*AIM OF THE EXERCISE*
Every line holding the string "this" should be gathered.

[begin STORED ROWS]

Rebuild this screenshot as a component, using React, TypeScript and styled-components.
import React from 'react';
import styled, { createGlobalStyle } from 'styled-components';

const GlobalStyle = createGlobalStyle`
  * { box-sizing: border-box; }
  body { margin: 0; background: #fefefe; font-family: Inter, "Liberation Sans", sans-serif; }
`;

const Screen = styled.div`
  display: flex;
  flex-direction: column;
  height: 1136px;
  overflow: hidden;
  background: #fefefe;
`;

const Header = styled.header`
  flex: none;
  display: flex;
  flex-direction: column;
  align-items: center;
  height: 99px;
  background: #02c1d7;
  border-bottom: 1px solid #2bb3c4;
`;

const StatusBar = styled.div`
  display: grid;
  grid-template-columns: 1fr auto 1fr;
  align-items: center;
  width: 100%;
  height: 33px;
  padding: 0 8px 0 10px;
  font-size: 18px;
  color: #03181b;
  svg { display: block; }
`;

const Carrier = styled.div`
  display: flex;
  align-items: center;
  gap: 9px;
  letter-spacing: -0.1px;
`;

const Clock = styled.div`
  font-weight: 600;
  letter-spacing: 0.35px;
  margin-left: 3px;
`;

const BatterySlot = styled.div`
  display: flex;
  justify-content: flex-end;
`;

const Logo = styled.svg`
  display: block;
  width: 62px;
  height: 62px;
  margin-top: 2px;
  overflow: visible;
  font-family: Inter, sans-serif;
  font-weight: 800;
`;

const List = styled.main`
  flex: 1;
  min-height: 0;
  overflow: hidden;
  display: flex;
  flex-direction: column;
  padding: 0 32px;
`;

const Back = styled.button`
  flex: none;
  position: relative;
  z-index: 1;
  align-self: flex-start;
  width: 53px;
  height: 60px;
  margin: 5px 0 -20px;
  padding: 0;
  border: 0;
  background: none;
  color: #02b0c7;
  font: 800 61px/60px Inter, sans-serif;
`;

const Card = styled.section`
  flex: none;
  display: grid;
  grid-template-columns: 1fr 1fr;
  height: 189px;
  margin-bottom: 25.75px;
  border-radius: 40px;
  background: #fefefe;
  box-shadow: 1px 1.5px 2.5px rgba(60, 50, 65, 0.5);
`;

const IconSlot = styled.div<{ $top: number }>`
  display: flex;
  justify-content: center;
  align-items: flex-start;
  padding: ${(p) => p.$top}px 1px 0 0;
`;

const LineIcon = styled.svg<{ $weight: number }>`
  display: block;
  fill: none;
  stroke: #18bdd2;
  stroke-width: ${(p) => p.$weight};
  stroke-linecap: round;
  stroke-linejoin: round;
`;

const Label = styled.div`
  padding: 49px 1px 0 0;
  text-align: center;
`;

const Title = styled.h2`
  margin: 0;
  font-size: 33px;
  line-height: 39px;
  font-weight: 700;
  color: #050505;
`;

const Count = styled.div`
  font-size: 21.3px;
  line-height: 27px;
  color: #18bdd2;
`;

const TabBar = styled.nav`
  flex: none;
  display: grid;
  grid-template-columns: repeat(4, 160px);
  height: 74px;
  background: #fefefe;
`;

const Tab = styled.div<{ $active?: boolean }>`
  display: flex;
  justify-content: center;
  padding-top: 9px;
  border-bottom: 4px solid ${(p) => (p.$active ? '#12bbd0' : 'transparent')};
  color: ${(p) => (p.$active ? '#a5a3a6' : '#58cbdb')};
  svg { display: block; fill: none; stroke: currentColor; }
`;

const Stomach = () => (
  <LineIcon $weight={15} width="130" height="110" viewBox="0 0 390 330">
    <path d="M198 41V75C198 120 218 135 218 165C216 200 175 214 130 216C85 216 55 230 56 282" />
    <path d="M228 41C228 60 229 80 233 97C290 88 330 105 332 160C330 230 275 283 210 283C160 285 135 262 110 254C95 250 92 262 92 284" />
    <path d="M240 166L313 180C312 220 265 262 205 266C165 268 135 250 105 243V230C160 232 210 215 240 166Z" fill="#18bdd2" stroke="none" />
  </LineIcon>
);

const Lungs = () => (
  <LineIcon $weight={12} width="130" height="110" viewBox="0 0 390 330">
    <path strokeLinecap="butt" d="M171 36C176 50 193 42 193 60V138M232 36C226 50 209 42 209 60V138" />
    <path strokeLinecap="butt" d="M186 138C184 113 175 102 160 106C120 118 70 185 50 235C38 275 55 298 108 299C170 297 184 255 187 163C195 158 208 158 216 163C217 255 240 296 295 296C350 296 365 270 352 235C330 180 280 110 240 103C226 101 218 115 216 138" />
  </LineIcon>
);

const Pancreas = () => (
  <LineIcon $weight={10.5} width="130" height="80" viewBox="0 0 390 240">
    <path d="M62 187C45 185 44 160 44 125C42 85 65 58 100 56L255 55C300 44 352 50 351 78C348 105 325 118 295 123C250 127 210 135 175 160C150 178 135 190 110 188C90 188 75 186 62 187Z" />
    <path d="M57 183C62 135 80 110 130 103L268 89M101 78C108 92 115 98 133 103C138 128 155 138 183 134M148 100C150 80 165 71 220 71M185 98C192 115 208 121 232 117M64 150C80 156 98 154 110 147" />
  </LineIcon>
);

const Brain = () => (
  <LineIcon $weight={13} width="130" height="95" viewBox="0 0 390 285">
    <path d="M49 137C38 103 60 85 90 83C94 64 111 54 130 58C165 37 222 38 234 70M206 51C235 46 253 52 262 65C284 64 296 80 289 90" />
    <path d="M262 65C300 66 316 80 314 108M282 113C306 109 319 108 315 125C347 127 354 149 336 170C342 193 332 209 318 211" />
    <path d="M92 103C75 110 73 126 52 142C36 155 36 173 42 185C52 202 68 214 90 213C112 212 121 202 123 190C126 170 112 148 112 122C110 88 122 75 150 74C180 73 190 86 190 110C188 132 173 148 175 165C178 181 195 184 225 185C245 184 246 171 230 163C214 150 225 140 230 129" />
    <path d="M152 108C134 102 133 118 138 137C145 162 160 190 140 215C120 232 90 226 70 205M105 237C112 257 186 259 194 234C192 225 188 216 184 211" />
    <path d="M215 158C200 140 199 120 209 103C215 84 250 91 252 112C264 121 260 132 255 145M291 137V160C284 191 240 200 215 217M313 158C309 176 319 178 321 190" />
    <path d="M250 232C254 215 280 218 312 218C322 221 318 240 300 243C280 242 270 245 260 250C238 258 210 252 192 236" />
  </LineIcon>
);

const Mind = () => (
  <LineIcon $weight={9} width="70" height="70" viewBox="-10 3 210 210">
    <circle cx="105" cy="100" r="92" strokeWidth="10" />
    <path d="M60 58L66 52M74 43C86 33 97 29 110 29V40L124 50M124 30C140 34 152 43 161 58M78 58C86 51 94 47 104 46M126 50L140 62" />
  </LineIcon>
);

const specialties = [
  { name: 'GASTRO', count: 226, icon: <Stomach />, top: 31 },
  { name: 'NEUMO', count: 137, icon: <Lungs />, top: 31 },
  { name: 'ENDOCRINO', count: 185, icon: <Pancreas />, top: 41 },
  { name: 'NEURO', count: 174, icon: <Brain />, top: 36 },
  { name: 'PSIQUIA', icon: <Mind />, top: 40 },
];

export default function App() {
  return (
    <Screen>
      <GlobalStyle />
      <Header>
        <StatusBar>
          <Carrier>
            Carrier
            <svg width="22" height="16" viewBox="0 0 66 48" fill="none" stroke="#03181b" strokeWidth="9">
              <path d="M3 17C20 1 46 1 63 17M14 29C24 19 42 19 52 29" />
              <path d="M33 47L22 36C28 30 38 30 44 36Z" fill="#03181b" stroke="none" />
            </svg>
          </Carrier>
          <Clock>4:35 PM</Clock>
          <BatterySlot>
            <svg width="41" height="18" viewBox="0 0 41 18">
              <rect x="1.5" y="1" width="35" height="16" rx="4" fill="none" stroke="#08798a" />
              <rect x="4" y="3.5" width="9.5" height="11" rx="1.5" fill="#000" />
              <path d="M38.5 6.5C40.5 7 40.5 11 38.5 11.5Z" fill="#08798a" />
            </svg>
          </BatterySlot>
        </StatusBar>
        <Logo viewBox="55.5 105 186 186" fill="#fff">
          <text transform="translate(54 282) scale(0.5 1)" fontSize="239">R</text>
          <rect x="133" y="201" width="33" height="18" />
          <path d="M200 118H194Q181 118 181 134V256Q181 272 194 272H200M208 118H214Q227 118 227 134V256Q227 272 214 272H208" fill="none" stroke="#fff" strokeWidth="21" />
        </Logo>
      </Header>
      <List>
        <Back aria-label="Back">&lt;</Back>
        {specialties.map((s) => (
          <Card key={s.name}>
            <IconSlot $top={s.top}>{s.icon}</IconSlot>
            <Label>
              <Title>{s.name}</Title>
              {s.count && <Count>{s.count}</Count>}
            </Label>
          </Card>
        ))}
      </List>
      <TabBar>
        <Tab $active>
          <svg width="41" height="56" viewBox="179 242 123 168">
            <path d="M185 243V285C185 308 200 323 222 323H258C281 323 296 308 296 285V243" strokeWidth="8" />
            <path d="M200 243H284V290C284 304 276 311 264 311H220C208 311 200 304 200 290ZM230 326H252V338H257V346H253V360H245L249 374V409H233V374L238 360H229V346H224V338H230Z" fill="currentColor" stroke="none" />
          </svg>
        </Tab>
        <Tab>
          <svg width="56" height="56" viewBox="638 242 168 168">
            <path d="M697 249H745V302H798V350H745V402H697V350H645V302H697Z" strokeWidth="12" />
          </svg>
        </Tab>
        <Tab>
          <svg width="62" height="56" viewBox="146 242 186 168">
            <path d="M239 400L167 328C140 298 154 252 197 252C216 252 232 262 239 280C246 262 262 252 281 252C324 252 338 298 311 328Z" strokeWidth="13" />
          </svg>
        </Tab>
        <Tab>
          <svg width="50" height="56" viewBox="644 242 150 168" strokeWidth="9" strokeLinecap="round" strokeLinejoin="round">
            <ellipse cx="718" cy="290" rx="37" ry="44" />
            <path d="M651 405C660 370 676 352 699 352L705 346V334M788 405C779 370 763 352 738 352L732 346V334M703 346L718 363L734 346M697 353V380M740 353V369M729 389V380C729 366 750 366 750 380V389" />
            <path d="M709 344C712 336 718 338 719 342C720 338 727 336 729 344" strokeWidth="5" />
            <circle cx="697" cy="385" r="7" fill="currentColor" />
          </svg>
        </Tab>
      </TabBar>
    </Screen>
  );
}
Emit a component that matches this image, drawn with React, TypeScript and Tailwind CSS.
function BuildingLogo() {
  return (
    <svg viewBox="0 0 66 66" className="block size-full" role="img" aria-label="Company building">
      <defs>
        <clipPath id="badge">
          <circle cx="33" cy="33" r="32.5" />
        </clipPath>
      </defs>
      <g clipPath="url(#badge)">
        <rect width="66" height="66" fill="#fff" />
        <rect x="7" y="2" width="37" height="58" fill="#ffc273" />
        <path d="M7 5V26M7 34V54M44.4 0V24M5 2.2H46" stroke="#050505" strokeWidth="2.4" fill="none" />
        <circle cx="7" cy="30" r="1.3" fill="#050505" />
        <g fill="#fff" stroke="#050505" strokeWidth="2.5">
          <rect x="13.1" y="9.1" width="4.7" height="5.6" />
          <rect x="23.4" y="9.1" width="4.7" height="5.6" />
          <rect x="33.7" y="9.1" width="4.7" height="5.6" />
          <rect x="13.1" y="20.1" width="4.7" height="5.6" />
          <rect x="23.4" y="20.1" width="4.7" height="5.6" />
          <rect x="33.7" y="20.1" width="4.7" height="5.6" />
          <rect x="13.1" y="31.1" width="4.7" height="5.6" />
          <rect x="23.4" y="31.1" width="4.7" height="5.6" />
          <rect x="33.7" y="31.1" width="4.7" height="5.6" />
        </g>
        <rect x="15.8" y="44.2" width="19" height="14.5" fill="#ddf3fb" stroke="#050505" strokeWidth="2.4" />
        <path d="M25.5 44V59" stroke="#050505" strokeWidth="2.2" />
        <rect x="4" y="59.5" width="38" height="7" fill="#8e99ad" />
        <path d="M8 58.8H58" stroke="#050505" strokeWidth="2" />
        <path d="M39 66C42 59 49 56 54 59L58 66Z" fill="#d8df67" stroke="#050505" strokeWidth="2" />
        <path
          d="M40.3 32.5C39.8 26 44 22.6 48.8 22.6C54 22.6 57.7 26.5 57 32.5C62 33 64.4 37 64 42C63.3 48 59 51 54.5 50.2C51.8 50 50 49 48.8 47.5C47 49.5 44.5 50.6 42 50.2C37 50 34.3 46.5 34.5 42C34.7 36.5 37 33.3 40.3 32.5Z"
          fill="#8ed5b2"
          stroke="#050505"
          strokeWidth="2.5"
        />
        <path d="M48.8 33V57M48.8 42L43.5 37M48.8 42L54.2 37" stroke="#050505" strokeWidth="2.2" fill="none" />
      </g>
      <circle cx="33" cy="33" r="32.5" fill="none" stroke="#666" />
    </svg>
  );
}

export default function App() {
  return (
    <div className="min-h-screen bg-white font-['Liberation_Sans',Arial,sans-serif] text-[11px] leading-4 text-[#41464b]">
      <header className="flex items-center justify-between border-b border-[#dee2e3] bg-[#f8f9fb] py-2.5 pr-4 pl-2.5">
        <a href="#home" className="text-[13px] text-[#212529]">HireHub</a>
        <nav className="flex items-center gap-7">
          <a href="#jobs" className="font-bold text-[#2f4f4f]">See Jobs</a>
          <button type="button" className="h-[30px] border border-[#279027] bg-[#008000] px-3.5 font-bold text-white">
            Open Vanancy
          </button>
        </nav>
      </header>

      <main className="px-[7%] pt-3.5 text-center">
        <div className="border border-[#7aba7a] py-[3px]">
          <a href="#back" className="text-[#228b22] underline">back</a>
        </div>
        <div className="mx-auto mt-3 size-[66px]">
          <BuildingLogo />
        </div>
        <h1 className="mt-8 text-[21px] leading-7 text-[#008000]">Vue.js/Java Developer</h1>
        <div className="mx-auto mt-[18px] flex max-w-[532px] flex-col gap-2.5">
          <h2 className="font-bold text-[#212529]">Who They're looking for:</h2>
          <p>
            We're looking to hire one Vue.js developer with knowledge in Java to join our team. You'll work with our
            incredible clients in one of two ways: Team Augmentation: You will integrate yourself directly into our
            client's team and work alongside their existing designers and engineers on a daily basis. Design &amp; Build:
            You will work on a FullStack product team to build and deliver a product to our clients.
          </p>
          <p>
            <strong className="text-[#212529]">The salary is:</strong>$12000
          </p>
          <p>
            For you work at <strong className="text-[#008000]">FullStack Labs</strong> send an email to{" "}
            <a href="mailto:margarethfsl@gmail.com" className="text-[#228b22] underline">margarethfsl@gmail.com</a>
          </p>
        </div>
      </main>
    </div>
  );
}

[end STORED ROWS]

*EXERCISE SOLUTION*
Rebuild this screenshot as a component, using React, TypeScript and styled-components.
Emit a component that matches this image, drawn with React, TypeScript and Tailwind CSS.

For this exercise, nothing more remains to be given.